Pages as source code:
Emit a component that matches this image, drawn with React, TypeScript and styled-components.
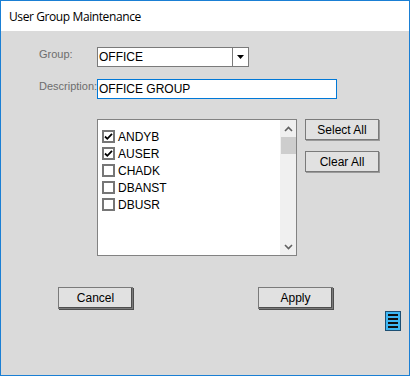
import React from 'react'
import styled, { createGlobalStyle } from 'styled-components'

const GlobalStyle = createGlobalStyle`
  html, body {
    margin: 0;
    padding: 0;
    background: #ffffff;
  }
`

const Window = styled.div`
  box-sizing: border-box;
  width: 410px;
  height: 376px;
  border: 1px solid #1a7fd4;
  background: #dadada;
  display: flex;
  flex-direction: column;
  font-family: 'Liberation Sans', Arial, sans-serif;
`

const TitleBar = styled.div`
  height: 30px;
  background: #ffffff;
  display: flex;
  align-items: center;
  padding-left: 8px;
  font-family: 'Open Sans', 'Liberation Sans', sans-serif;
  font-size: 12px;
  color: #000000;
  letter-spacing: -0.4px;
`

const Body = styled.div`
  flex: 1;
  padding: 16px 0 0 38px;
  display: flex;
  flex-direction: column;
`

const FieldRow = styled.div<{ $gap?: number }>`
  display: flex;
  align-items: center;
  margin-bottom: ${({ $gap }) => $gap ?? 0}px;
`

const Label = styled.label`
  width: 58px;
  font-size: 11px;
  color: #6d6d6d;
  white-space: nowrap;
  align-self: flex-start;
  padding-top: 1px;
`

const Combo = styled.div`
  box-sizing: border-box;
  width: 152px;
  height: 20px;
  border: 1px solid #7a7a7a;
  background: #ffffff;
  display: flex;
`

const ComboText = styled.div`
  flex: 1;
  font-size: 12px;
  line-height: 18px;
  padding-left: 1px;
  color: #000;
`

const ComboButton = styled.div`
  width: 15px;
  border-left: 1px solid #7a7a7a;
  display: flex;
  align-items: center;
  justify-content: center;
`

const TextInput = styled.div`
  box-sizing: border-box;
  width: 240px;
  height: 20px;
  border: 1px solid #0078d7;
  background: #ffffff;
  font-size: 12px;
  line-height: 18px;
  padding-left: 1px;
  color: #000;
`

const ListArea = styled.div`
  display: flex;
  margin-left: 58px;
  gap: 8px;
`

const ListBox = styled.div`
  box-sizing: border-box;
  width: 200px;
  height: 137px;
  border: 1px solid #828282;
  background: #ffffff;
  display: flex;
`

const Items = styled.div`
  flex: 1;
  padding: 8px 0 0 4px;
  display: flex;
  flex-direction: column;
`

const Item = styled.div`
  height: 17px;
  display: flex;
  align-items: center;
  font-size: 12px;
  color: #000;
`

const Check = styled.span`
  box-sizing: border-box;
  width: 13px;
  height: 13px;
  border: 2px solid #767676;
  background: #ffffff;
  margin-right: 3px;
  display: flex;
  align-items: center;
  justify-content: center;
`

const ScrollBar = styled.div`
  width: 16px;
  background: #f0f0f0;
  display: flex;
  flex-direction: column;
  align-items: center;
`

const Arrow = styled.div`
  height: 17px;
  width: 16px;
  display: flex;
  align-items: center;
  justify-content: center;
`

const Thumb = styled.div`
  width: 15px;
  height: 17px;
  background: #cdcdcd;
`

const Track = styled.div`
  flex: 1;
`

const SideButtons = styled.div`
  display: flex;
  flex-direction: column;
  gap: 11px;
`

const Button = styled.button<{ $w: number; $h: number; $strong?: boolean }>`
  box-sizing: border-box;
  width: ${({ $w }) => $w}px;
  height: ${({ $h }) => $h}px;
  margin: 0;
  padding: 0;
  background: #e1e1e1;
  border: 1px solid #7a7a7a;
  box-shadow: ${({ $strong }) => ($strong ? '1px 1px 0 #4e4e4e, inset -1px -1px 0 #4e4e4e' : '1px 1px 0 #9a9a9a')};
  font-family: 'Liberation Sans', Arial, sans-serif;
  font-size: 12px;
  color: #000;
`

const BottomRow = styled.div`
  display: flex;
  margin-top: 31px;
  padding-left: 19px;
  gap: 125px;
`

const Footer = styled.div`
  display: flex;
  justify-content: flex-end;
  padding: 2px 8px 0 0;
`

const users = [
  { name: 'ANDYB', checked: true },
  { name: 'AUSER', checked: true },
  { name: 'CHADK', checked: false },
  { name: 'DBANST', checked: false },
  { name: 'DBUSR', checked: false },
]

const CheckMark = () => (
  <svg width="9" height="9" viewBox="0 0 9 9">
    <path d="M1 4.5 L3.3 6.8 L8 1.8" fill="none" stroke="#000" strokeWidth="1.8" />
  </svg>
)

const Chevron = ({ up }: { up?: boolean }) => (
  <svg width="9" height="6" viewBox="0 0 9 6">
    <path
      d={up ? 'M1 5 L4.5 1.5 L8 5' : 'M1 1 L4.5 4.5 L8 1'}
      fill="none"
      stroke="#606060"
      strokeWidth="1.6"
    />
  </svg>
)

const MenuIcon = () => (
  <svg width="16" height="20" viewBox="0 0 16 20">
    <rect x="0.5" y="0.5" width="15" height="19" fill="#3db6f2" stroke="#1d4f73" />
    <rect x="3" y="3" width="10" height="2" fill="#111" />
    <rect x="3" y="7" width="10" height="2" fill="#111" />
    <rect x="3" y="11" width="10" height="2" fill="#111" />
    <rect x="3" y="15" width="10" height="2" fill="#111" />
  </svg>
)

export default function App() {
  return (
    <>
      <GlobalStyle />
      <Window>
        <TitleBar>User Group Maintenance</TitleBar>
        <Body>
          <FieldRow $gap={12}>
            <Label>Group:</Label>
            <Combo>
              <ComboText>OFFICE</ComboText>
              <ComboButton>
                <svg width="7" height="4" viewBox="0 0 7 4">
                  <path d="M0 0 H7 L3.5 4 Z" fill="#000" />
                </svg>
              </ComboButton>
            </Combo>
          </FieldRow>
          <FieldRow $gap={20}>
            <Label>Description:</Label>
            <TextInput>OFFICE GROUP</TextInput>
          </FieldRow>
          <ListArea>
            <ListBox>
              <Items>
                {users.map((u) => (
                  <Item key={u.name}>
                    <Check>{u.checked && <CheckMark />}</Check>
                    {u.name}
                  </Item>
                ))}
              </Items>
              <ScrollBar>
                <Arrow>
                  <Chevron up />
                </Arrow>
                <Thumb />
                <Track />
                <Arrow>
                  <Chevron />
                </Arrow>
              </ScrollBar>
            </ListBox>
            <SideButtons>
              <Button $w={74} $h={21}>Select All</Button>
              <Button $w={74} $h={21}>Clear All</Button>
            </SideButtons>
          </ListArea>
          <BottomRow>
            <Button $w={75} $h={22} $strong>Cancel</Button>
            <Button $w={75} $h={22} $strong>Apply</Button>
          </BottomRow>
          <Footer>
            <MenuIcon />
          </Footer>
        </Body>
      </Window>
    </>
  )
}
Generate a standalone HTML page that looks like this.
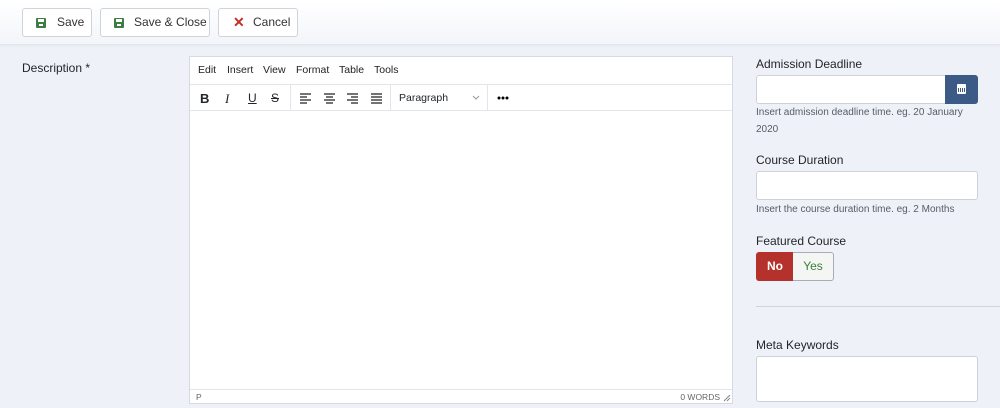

> GOAL OF THE EXERCISE:
Quote the records above in full, dropping each picture.

> WRITTEN SOLUTION:
Emit a component that matches this image, drawn with React, TypeScript and styled-components.
import React from 'react'
import styled, { createGlobalStyle } from 'styled-components'

const GlobalStyle = createGlobalStyle`
  html, body {
    margin: 0;
    padding: 0;
    background: #ffffff;
  }
`

const Window = styled.div`
  box-sizing: border-box;
  width: 410px;
  height: 376px;
  border: 1px solid #1a7fd4;
  background: #dadada;
  display: flex;
  flex-direction: column;
  font-family: 'Liberation Sans', Arial, sans-serif;
`

const TitleBar = styled.div`
  height: 30px;
  background: #ffffff;
  display: flex;
  align-items: center;
  padding-left: 8px;
  font-family: 'Open Sans', 'Liberation Sans', sans-serif;
  font-size: 12px;
  color: #000000;
  letter-spacing: -0.4px;
`

const Body = styled.div`
  flex: 1;
  padding: 16px 0 0 38px;
  display: flex;
  flex-direction: column;
`

const FieldRow = styled.div<{ $gap?: number }>`
  display: flex;
  align-items: center;
  margin-bottom: ${({ $gap }) => $gap ?? 0}px;
`

const Label = styled.label`
  width: 58px;
  font-size: 11px;
  color: #6d6d6d;
  white-space: nowrap;
  align-self: flex-start;
  padding-top: 1px;
`

const Combo = styled.div`
  box-sizing: border-box;
  width: 152px;
  height: 20px;
  border: 1px solid #7a7a7a;
  background: #ffffff;
  display: flex;
`

const ComboText = styled.div`
  flex: 1;
  font-size: 12px;
  line-height: 18px;
  padding-left: 1px;
  color: #000;
`

const ComboButton = styled.div`
  width: 15px;
  border-left: 1px solid #7a7a7a;
  display: flex;
  align-items: center;
  justify-content: center;
`

const TextInput = styled.div`
  box-sizing: border-box;
  width: 240px;
  height: 20px;
  border: 1px solid #0078d7;
  background: #ffffff;
  font-size: 12px;
  line-height: 18px;
  padding-left: 1px;
  color: #000;
`

const ListArea = styled.div`
  display: flex;
  margin-left: 58px;
  gap: 8px;
`

const ListBox = styled.div`
  box-sizing: border-box;
  width: 200px;
  height: 137px;
  border: 1px solid #828282;
  background: #ffffff;
  display: flex;
`

const Items = styled.div`
  flex: 1;
  padding: 8px 0 0 4px;
  display: flex;
  flex-direction: column;
`

const Item = styled.div`
  height: 17px;
  display: flex;
  align-items: center;
  font-size: 12px;
  color: #000;
`

const Check = styled.span`
  box-sizing: border-box;
  width: 13px;
  height: 13px;
  border: 2px solid #767676;
  background: #ffffff;
  margin-right: 3px;
  display: flex;
  align-items: center;
  justify-content: center;
`

const ScrollBar = styled.div`
  width: 16px;
  background: #f0f0f0;
  display: flex;
  flex-direction: column;
  align-items: center;
`

const Arrow = styled.div`
  height: 17px;
  width: 16px;
  display: flex;
  align-items: center;
  justify-content: center;
`

const Thumb = styled.div`
  width: 15px;
  height: 17px;
  background: #cdcdcd;
`

const Track = styled.div`
  flex: 1;
`

const SideButtons = styled.div`
  display: flex;
  flex-direction: column;
  gap: 11px;
`

const Button = styled.button<{ $w: number; $h: number; $strong?: boolean }>`
  box-sizing: border-box;
  width: ${({ $w }) => $w}px;
  height: ${({ $h }) => $h}px;
  margin: 0;
  padding: 0;
  background: #e1e1e1;
  border: 1px solid #7a7a7a;
  box-shadow: ${({ $strong }) => ($strong ? '1px 1px 0 #4e4e4e, inset -1px -1px 0 #4e4e4e' : '1px 1px 0 #9a9a9a')};
  font-family: 'Liberation Sans', Arial, sans-serif;
  font-size: 12px;
  color: #000;
`

const BottomRow = styled.div`
  display: flex;
  margin-top: 31px;
  padding-left: 19px;
  gap: 125px;
`

const Footer = styled.div`
  display: flex;
  justify-content: flex-end;
  padding: 2px 8px 0 0;
`

const users = [
  { name: 'ANDYB', checked: true },
  { name: 'AUSER', checked: true },
  { name: 'CHADK', checked: false },
  { name: 'DBANST', checked: false },
  { name: 'DBUSR', checked: false },
]

const CheckMark = () => (
  <svg width="9" height="9" viewBox="0 0 9 9">
    <path d="M1 4.5 L3.3 6.8 L8 1.8" fill="none" stroke="#000" strokeWidth="1.8" />
  </svg>
)

const Chevron = ({ up }: { up?: boolean }) => (
  <svg width="9" height="6" viewBox="0 0 9 6">
    <path
      d={up ? 'M1 5 L4.5 1.5 L8 5' : 'M1 1 L4.5 4.5 L8 1'}
      fill="none"
      stroke="#606060"
      strokeWidth="1.6"
    />
  </svg>
)

const MenuIcon = () => (
  <svg width="16" height="20" viewBox="0 0 16 20">
    <rect x="0.5" y="0.5" width="15" height="19" fill="#3db6f2" stroke="#1d4f73" />
    <rect x="3" y="3" width="10" height="2" fill="#111" />
    <rect x="3" y="7" width="10" height="2" fill="#111" />
    <rect x="3" y="11" width="10" height="2" fill="#111" />
    <rect x="3" y="15" width="10" height="2" fill="#111" />
  </svg>
)

export default function App() {
  return (
    <>
      <GlobalStyle />
      <Window>
        <TitleBar>User Group Maintenance</TitleBar>
        <Body>
          <FieldRow $gap={12}>
            <Label>Group:</Label>
            <Combo>
              <ComboText>OFFICE</ComboText>
              <ComboButton>
                <svg width="7" height="4" viewBox="0 0 7 4">
                  <path d="M0 0 H7 L3.5 4 Z" fill="#000" />
                </svg>
              </ComboButton>
            </Combo>
          </FieldRow>
          <FieldRow $gap={20}>
            <Label>Description:</Label>
            <TextInput>OFFICE GROUP</TextInput>
          </FieldRow>
          <ListArea>
            <ListBox>
              <Items>
                {users.map((u) => (
                  <Item key={u.name}>
                    <Check>{u.checked && <CheckMark />}</Check>
                    {u.name}
                  </Item>
                ))}
              </Items>
              <ScrollBar>
                <Arrow>
                  <Chevron up />
                </Arrow>
                <Thumb />
                <Track />
                <Arrow>
                  <Chevron />
                </Arrow>
              </ScrollBar>
            </ListBox>
            <SideButtons>
              <Button $w={74} $h={21}>Select All</Button>
              <Button $w={74} $h={21}>Clear All</Button>
            </SideButtons>
          </ListArea>
          <BottomRow>
            <Button $w={75} $h={22} $strong>Cancel</Button>
            <Button $w={75} $h={22} $strong>Apply</Button>
          </BottomRow>
          <Footer>
            <MenuIcon />
          </Footer>
        </Body>
      </Window>
    </>
  )
}
Generate a standalone HTML page that looks like this.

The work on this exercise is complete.